La efigie del caudillo abraza historia, leyenda y mitología de América Latina. ¿Qué es un caudillo? Domingo Irwin G. sostiene que son tan abundantes las definiciones, que se podría armar un diccionario. Fue Gonzalo de Berceo, poeta del medievo español, quien grabó el término. A partir de él, la profusión de conceptos, desde las desvanecidas izquierdas, derechas o centros, no ha cesado.
Caudillo proviene del diminutivo latino caput: cabeza, cabecilla. Desde la Independencia de América, es mucho mayor el tiempo vivido bajo la férula de caudillos que de gobernantes fieles a los principios de lo que fue la democracia, en nuestra hora resistiendo los estertores de una crisis acaso terminal. Caudillos de todos los orígenes e ideologías: achaparrados o altos, perversos o santurrones, ilustrados o analfabetos, orates; toda una gama de personajes dignos de la Historia de la estupidez humana: Mariano Melgarejo, Françoise Duvalier, Daniel Ortega… ejemplos conspicuos.
Caudillos predestinados y redentoristas. Su falaz oferta: “refundar”, “salvar la patria”, “restaurar la nación”; en suma, devolver el paraíso que jamás conocerán sus pueblos. “Volver a tener patria” o “hasta la victoria siempre” fueron las proclamas expropiadas que esparció, por nuestra breve y frágil patria, el parlanchín de feria que fungió hace poco de libertador.

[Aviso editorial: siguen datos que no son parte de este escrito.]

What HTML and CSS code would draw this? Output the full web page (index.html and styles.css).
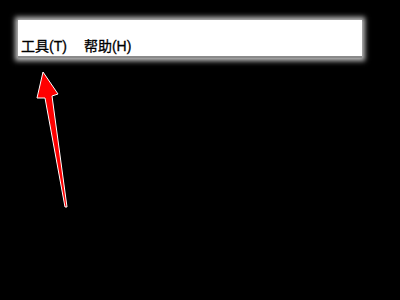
FILE: index.html
```html
<!DOCTYPE html>
<html lang="zh-CN">
<head>
<meta charset="utf-8">
<link rel="stylesheet" href="styles.css">
</head>
<body>
<div class="menubar">
  <span class="item">工具(T)</span>
  <span class="item">帮助(H)</span>
</div>
<svg class="arrow" width="400" height="300" viewBox="0 0 400 300">
  <polygon points="43,72 58,94 52,96 67,207 65,207 45,98 37,98" fill="#ff0000" stroke="#ffffff" stroke-width="1" stroke-linejoin="round"/>
</svg>
</body>
</html>
```
FILE: styles.css
```css
html, body {
  margin: 0;
  padding: 0;
  background: #000;
  width: 400px;
  height: 300px;
  overflow: hidden;
}
body {
  padding-top: 20px;
  box-sizing: border-box;
  position: relative;
}
.menubar {
  margin-left: 18px;
  width: 344px;
  height: 38px;
  box-sizing: border-box;
  padding: 19px 0 0 3px;
  background: #fff;
  border-bottom: 2px solid #8a8a8a;
  box-shadow: 0 0 5px 3px rgba(255,255,255,0.75);
  display: flex;
  gap: 17px;
  font-family: "Liberation Sans", "Noto Sans CJK SC", sans-serif;
  font-size: 14px;
  line-height: 14px;
  color: #000;
}
.item {
  -webkit-text-stroke: 0.3px #000;
}
.arrow {
  position: absolute;
  left: 0;
  top: 0;
}
```
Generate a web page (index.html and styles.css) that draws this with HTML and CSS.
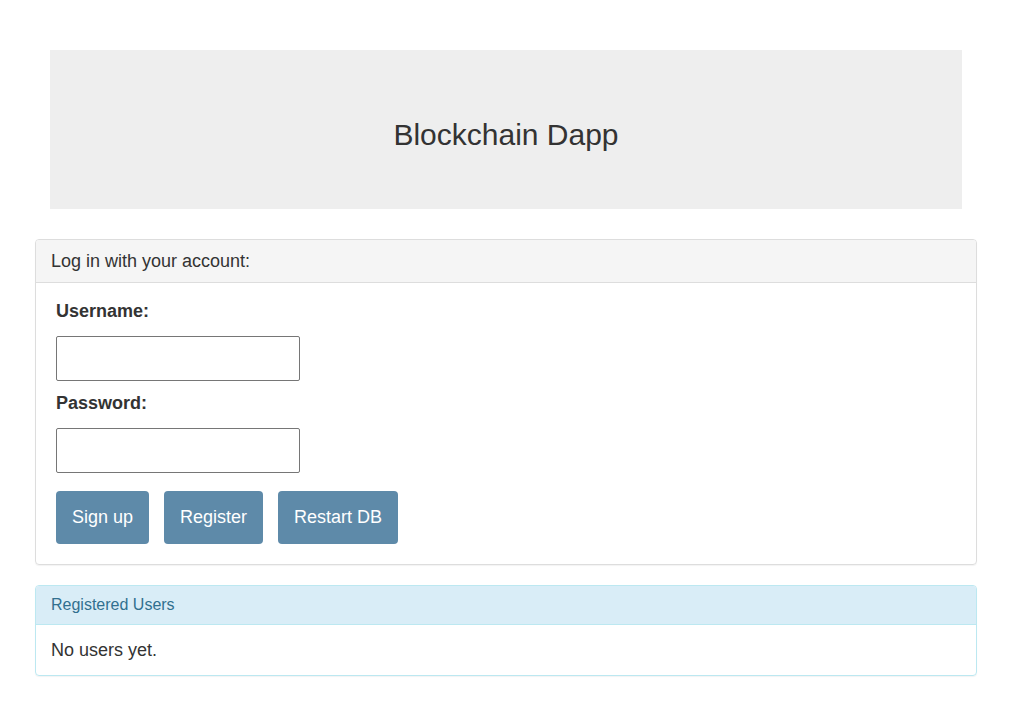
FILE: index.html
```html
<!DOCTYPE html>
<html>
<head>
<meta charset="utf-8">
<link rel="stylesheet" href="styles.css">
</head>
<body>
<div class="page">
  <div class="jumbotron">
    <h1 class="title">Blockchain Dapp</h1>
  </div>
  <div class="panel">
    <div class="panel-heading">Log in with your account:</div>
    <div class="panel-body">
      <form class="login">
        <label class="label" for="u">Username:</label>
        <input class="input" id="u" type="text">
        <label class="label" for="p">Password:</label>
        <input class="input" id="p" type="password">
        <div class="buttons">
          <button type="button" class="btn">Sign up</button>
          <button type="button" class="btn">Register</button>
          <button type="button" class="btn">Restart DB</button>
        </div>
      </form>
    </div>
  </div>
  <div class="panel panel-info">
    <div class="panel-heading">Registered Users</div>
    <div class="panel-body info-body">No users yet.</div>
  </div>
</div>
</body>
</html>
```

FILE: styles.css
```css
* { box-sizing: border-box; }
html, body { margin: 0; padding: 0; background: #fff; }
body {
  font-family: "Liberation Sans", Arial, sans-serif;
  font-size: 18px;
  line-height: 22px;
  color: #333;
}
.page {
  padding: 50px 35px 20px;
}
.jumbotron {
  margin: 0 15px 30px;
  height: 159px;
  background: #eee;
  display: flex;
  align-items: center;
  justify-content: center;
}
.title {
  margin: 0;
  font-size: 30px;
  font-weight: normal;
  line-height: 33px;
  color: #333;
  padding-top: 10px;
}
.panel {
  border: 1px solid #ddd;
  border-radius: 4px;
  margin-bottom: 20px;
  box-shadow: 0 1px 1px rgba(0,0,0,0.05);
}
.panel-heading {
  background: #f5f5f5;
  border-bottom: 1px solid #ddd;
  padding: 10px 15px;
  border-radius: 3px 3px 0 0;
}
.panel-body {
  padding: 17px 20px 20px;
}
.login {
  display: flex;
  flex-direction: column;
  align-items: flex-start;
}
.label {
  font-weight: bold;
  margin-bottom: 14px;
}
.input {
  width: 244px;
  height: 45px;
  border: 1px solid #767676;
  border-radius: 2px;
  margin: 0 0 11px;
  font: inherit;
  padding: 4px 8px;
}
.buttons {
  display: flex;
  gap: 15px;
  margin-top: 7px;
}
.btn {
  background: #5e8aa9;
  color: #fff;
  border: none;
  border-radius: 4px;
  font-family: "Liberation Sans", Arial, sans-serif;
  font-size: 18px;
  line-height: 25px;
  padding: 14px 16px;
  cursor: pointer;
}
.panel-info {
  border-color: #bce8f1;
}
.panel-info .panel-heading {
  background: #d9edf7;
  border-bottom-color: #bce8f1;
  color: #31708f;
  font-size: 16px;
  padding: 8px 15px;
}
.info-body {
  padding: 14px 15px;
}
```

Caudillos y caudillismos no son patrimonio de nuestra América. En su versión más antigua: Julio César cruzando el Rubicón para erigirse en dios de dioses, y en nuestra América, las guerras independentistas como matriz; caudillos, los nuestros, que trasvasaron las ideaciones europeas con tal frenesí que nulificaron toda viabilidad de forjar un sistema propio.
El caudillo posee carisma, que no emerge de lo que dice o hace, sino de la devoción de sus prosélitos que, ciegos de fe, lo deifican, al punto de omitir sus crímenes. ¡Y cómo usa y abusa de la palabra; y cómo cuida y maquilla su imagen!, sabe que estas son su sustento.